* **TASK DESCRIPTION**:
Keep the pictures out of the copy and repeat the records exactly.

* **Code that builds pages**:
--- Begin ---

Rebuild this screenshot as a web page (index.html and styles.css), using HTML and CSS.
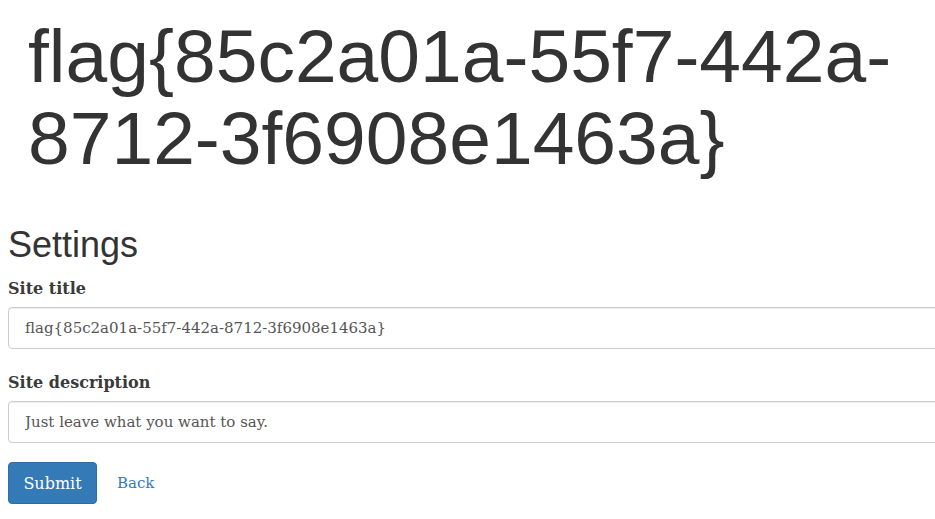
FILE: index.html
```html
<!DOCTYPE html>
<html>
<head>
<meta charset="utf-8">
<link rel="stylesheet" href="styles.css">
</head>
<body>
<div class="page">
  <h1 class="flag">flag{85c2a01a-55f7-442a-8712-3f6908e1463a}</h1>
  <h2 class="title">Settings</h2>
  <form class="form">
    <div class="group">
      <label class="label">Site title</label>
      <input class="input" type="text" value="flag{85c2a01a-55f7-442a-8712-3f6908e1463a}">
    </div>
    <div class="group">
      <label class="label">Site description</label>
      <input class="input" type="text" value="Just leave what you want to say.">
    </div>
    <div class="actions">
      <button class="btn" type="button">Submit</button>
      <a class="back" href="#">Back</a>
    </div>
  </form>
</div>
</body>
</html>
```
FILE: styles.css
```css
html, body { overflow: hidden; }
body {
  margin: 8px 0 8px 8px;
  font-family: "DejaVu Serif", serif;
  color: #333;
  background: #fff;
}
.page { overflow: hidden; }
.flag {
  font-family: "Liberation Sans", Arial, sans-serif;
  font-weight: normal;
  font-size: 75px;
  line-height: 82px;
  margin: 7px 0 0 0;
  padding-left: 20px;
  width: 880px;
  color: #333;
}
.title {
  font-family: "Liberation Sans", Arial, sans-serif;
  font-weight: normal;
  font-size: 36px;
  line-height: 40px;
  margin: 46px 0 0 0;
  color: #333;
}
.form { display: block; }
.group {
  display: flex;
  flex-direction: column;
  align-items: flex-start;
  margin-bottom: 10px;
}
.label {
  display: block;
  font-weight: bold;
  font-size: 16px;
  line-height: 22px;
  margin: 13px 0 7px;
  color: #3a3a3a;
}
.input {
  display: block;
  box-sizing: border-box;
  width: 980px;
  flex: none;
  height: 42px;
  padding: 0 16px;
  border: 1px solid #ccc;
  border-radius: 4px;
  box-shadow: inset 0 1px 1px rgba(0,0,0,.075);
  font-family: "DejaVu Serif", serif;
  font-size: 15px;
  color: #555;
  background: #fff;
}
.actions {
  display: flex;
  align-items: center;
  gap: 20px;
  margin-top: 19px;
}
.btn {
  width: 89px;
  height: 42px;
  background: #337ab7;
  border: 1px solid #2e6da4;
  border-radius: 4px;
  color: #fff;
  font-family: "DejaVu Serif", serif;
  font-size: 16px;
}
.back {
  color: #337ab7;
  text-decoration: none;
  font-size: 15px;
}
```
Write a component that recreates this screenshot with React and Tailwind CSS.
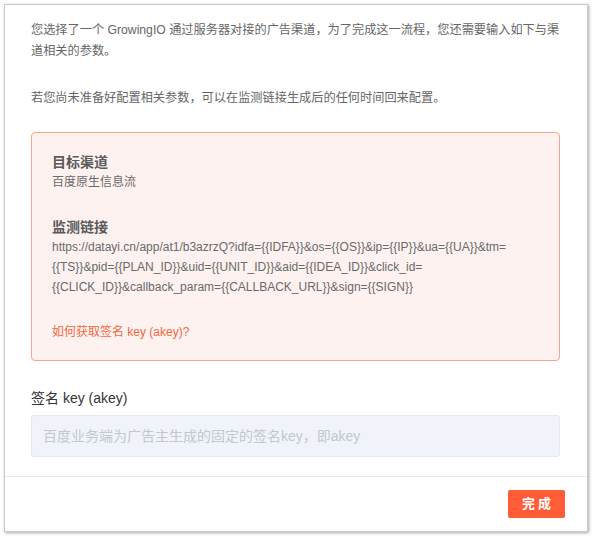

--- End ---

* **ANSWER TO THIS PROBLEM**:
Rebuild this screenshot as a web page (index.html and styles.css), using HTML and CSS.
FILE: index.html
```html
<!DOCTYPE html>
<html>
<head>
<meta charset="utf-8">
<link rel="stylesheet" href="styles.css">
</head>
<body>
<div class="page">
  <h1 class="flag">flag{85c2a01a-55f7-442a-8712-3f6908e1463a}</h1>
  <h2 class="title">Settings</h2>
  <form class="form">
    <div class="group">
      <label class="label">Site title</label>
      <input class="input" type="text" value="flag{85c2a01a-55f7-442a-8712-3f6908e1463a}">
    </div>
    <div class="group">
      <label class="label">Site description</label>
      <input class="input" type="text" value="Just leave what you want to say.">
    </div>
    <div class="actions">
      <button class="btn" type="button">Submit</button>
      <a class="back" href="#">Back</a>
    </div>
  </form>
</div>
</body>
</html>
```
FILE: styles.css
```css
html, body { overflow: hidden; }
body {
  margin: 8px 0 8px 8px;
  font-family: "DejaVu Serif", serif;
  color: #333;
  background: #fff;
}
.page { overflow: hidden; }
.flag {
  font-family: "Liberation Sans", Arial, sans-serif;
  font-weight: normal;
  font-size: 75px;
  line-height: 82px;
  margin: 7px 0 0 0;
  padding-left: 20px;
  width: 880px;
  color: #333;
}
.title {
  font-family: "Liberation Sans", Arial, sans-serif;
  font-weight: normal;
  font-size: 36px;
  line-height: 40px;
  margin: 46px 0 0 0;
  color: #333;
}
.form { display: block; }
.group {
  display: flex;
  flex-direction: column;
  align-items: flex-start;
  margin-bottom: 10px;
}
.label {
  display: block;
  font-weight: bold;
  font-size: 16px;
  line-height: 22px;
  margin: 13px 0 7px;
  color: #3a3a3a;
}
.input {
  display: block;
  box-sizing: border-box;
  width: 980px;
  flex: none;
  height: 42px;
  padding: 0 16px;
  border: 1px solid #ccc;
  border-radius: 4px;
  box-shadow: inset 0 1px 1px rgba(0,0,0,.075);
  font-family: "DejaVu Serif", serif;
  font-size: 15px;
  color: #555;
  background: #fff;
}
.actions {
  display: flex;
  align-items: center;
  gap: 20px;
  margin-top: 19px;
}
.btn {
  width: 89px;
  height: 42px;
  background: #337ab7;
  border: 1px solid #2e6da4;
  border-radius: 4px;
  color: #fff;
  font-family: "DejaVu Serif", serif;
  font-size: 16px;
}
.back {
  color: #337ab7;
  text-decoration: none;
  font-size: 15px;
}
```
Write a component that recreates this screenshot with React and Tailwind CSS.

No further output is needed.